Ci sono dei giorni in cui, in un lavoro creativo come quello che svolgo di solito, la scintilla dell’ispirazione si spegne un po’. Resto a fissare lo schermo per interi minuti, poi per una buona mezz’ora, e magari nonostante le idee che ho raccolto o gli spunti che trovo online rimango comunque al punto di partenza.

Perché, di solito, se non ho un certo fuoco interiore ad accendermi, dedicarmi alla stesura di un lungo articolo, raccontare l’ultima uscita editoriale o stendere le domande per un’intervista mi risulta difficile. Anzi, mi sembra quasi contronatura, fatto controvoglia, poco in simbiosi con il modo in cui intanto mi sento realmente.

Negli anni ho provato a “riattivarmi” con vari stratagemmi, anche se quello che in genere funziona meglio e di più è uno e uno solo: divertirmi. Distrarmi sul serio, per un bel pezzo, e magari sgranchirmi le gambe, cambiare mood, trovarmi addirittura in un altro ambiente. Tanto, gli stimoli non arrivano a comando, né tantomeno tornano nel posto in cui erano stati persi.

Al contrario, più mi dedico ad altre attività e più sento di arricchirmi, di riconnettermi con l’immaginazione, di essere pronta a tutto perché, nel frattempo, mi sono concessa di giocare.
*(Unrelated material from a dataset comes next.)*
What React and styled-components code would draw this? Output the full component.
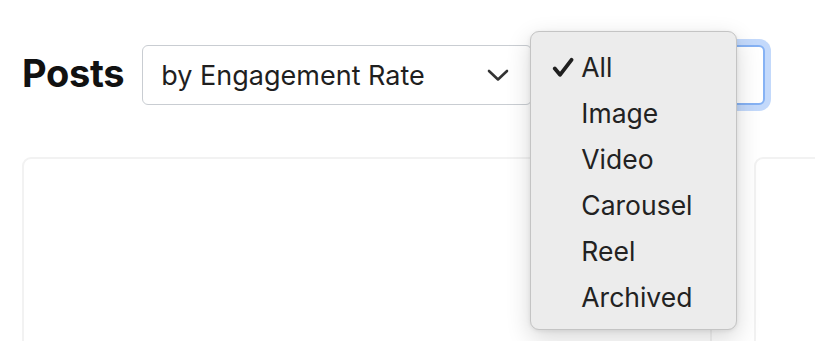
import React from "react";
import styled, { createGlobalStyle } from "styled-components";

const GlobalStyle = createGlobalStyle`
  html, body {
    margin: 0;
    padding: 0;
    background: #ffffff;
    overflow: hidden;
  }
  body {
    font-family: Inter, "Noto Sans", "Liberation Sans", sans-serif;
    color: #1d1d1f;
  }
`;

const Page = styled.div`
  width: 815px;
  height: 341px;
  overflow: hidden;
  box-sizing: border-box;
  padding: 45px 0 0 22px;
`;

const Header = styled.div`
  display: flex;
  align-items: center;
  height: 60px;
`;

const Title = styled.h2`
  margin: -4px 18px 0 0;
  font-size: 38px;
  line-height: 1;
  font-weight: 700;
  letter-spacing: -0.3px;
  color: #111;
`;

const SelectWrap = styled.div`
  position: relative;
  margin-left: ${(p) => p.$gap || 0}px;
`;

const SelectBox = styled.div`
  box-sizing: border-box;
  width: ${(p) => p.$width}px;
  height: 60px;
  display: flex;
  align-items: center;
  justify-content: space-between;
  padding: 0 22px 0 18px;
  background: #ffffff;
  border: ${(p) => (p.$focused ? "2px solid #86b2f4" : "1px solid #c9cdd2")};
  border-radius: 6px;
  box-shadow: ${(p) => (p.$focused ? "0 0 0 6px #c3d9fb" : "none")};
  font-size: 27px;
  color: #1f1f1f;
`;

const Chevron = () => (
  <svg width="22" height="13" viewBox="0 0 22 13" fill="none">
    <path d="M2 2 L11 10.5 L20 2" stroke="#333" strokeWidth="2.6" strokeLinecap="round" strokeLinejoin="round" />
  </svg>
);

const Menu = styled.div`
  position: absolute;
  left: -22px;
  top: -14px;
  width: 207px;
  box-sizing: border-box;
  padding: 12px 0 9px;
  background: #ececec;
  border: 1px solid #c4c4c4;
  border-radius: 9px;
  box-shadow: 0 8px 24px rgba(0, 0, 0, 0.16), 0 1px 4px rgba(0, 0, 0, 0.08);
  z-index: 10;
`;

const MenuItem = styled.div`
  height: 46px;
  display: flex;
  align-items: center;
  font-size: 26.5px;
  color: #222;
`;

const CheckSlot = styled.span`
  width: 50px;
  display: flex;
  justify-content: flex-end;
  padding-right: 7px;
  box-sizing: border-box;
`;

const Check = () => (
  <svg width="22" height="21" viewBox="0 0 22 21" fill="none">
    <path d="M2.8 11.5 L8 17.8 L19.5 2.8" stroke="#1f1f1f" strokeWidth="3.8" strokeLinecap="round" strokeLinejoin="round" />
  </svg>
);

const Cards = styled.div`
  display: flex;
  gap: 42px;
  margin-top: 52px;
`;

const Card = styled.div`
  flex: 0 0 auto;
  width: 690px;
  height: 300px;
  box-sizing: border-box;
  border: 2px solid #f2f2f2;
  border-radius: 9px;
  background: #fff;
`;

const options = ["All", "Image", "Video", "Carousel", "Reel", "Archived"];

export default function App() {
  return (
    <>
      <GlobalStyle />
      <Page>
        <Header>
          <Title>Posts</Title>
          <SelectWrap>
            <SelectBox $width={390}>
              <span>by Engagement Rate</span>
              <Chevron />
            </SelectBox>
          </SelectWrap>
          <SelectWrap $gap={20}>
            <SelectBox $width={213} $focused />
            <Menu>
              {options.map((o, i) => (
                <MenuItem key={o}>
                  <CheckSlot>{i === 0 ? <Check /> : null}</CheckSlot>
                  <span>{o}</span>
                </MenuItem>
              ))}
            </Menu>
          </SelectWrap>
        </Header>
        <Cards>
          <Card />
          <Card />
        </Cards>
      </Page>
    </>
  );
}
Uso questo verbo affinché il senso sia chiaro e incontrovertibile: giocare. Non solo staccare la spina o svagarmi, ma attivare proprio le aree del cervello che competono al gaming, in qualunque forma poi si traduca.

Si può quindi intuire il mio stupore, e al tempo stesso il mio sollievo, quando ho scoperto la pubblicazione da parte di Add Editore del saggio Giocare è un’arte. Il gioco come tecnologia trasformativa, scritto dal docente di filosofia C. Thi Nguyen e tradotto in italiano da Andrea Chiarvesio per Add Editore.

Certo, quando sfogliato le prime pagine non ero ancora sicura di che tipo di esperienza mi aspettasse, ma di una cosa ero certa: avrebbe avuto la capacità di ispirarmi, di darmi più cognizione di causa, di fornirmi argomentazioni che pensavo già di poter condividere. Il che mi pare sia un ottimo motivo per lanciarsi nella lettura di un nuovo testo, dico bene?

Ebbene: C. Thi Nguyen non mi ha delusa. Anzi, direi che mi ha perfino sorpresa più del previsto, con il suo stile così esatto e il suo linguaggio così scorrevole. Quasi quasi mi aspettavo un’opera più divulgativa, più pop, e invece mi sono trovata davanti a un ragionamento profondissimo e articolato, in cui l’arte del giocare – per l’appunto – viene sviscerata dal punto di vista antropologico e sociologico, senza lasciare niente al caso.

Mi ha dato più strumenti per capire cos’è che mi fa venire voglia di lasciarmi andare, dove può portarmi un passatempo vissuto con il giusto approccio anche se non sono una giocatrice professionista, e in che misura trasformo la mia vita e il mio cervello – oltre che la mia routine quotidiana – continuando semplicemente a fare quello che mi piaceva di più da bambina.

Mi ha segnata perché mi ha legittimata, Giocare è un’arte, ma anche perché mi ha dimostrato che quanto è valido per me si può applicare anche agli adulti che frequento, a prescindere dal fatto che abbiano già qualche inclinazione al gioco o che sia io, consigliando loro questa lettura, a farli finalmente riprendere. Come ai vecchi tempi, ma con più consapevolezza, e con la sensazione che siano tutt’altro che ore sprecate.